Assim, o princípio incondicional da retroatividade in mellius, a princípio de natureza penal, impõe-se no regime punitivo geral do Estado, como decorrência da análise sistemática da ordem jurídica.
A coisa julgada é instituto que visa à estabilidade social, isto é, confere segurança jurídica às partes da relação processual. Todavia, no regime punitivo, devido aos princípios favor rei, in dubio pro libertate, in dubio pro reo, presunção da inocência, devido processo legal, retroatividade in mellius, irretroatividade in pejus, vedação ao bis in idem, culpabilidade, dentre outros, preponderam outros valores da República, como a liberdade, a igualdade, a dignidade da pessoa humana, todos ‘expressados’ por princípios e regras constitucionais e legais.

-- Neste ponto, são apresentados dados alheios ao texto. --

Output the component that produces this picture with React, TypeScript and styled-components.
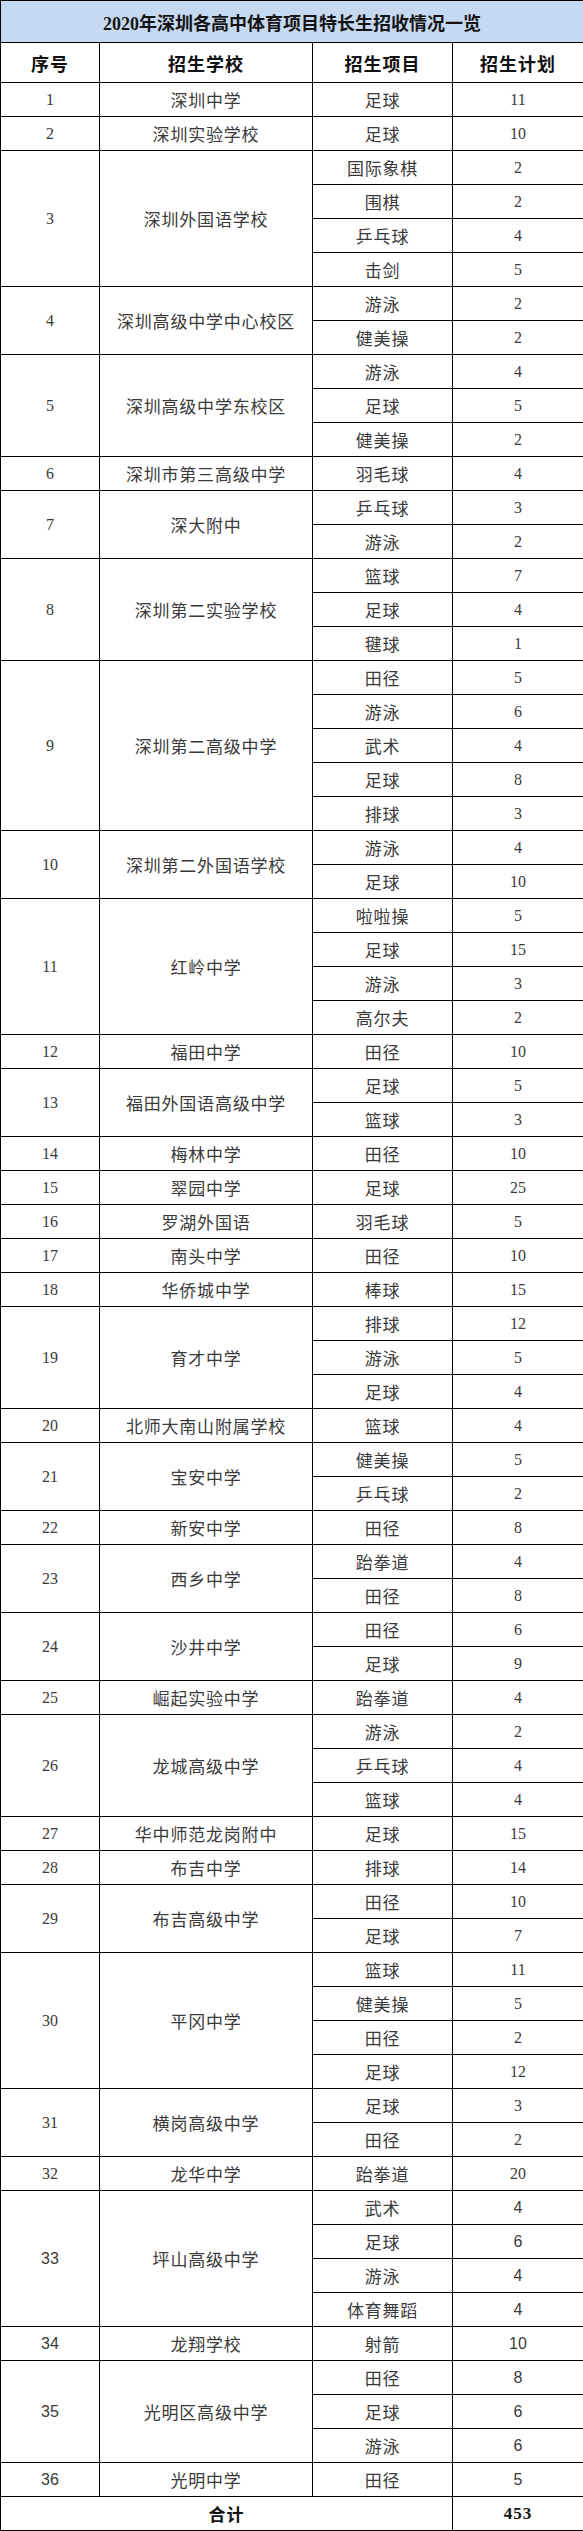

O princípio da igualdade, ligado umbilicalmente à dignidade da pessoa humana, exige do agente estatal atitude em favor do condenado. Não pode ser diferente, eis que o regime jurídico-punitivo deve ser interpretado e aplicado em vista dos princípios constitucionais, sejam ilícitos e sanções administrativos, penais, ou de improbidade administrativa. Assinala, o jurista Francisco Campos, a respeito do princípio da igualdade: “o legislador não deverá aplicar às mesmas coisas ou às mesmas pessoas sistemas diferentes de peso ou de medida.” (Direito Constitucional, Vol.II, p.30, Freitas Batos, 1956. Grifos não-originais).
Por isso, modificando entendimento anterior, é perfeitamente viável a retroatividade das normas benignas, no chamado ‘direito sancionador’, pois, cuidando-se de princípio geral de direito, aplica-se ainda que tenha havido decisão judicial transitada em julgado, alcançando, portanto, situações pretéritas na Lei de Improbidade Administrativa. A coisa julgada não pode ser o discrímen para obviar a aplicação da norma benéfica, contida na lei 13.420/21, ao condenado por ato de improbidade.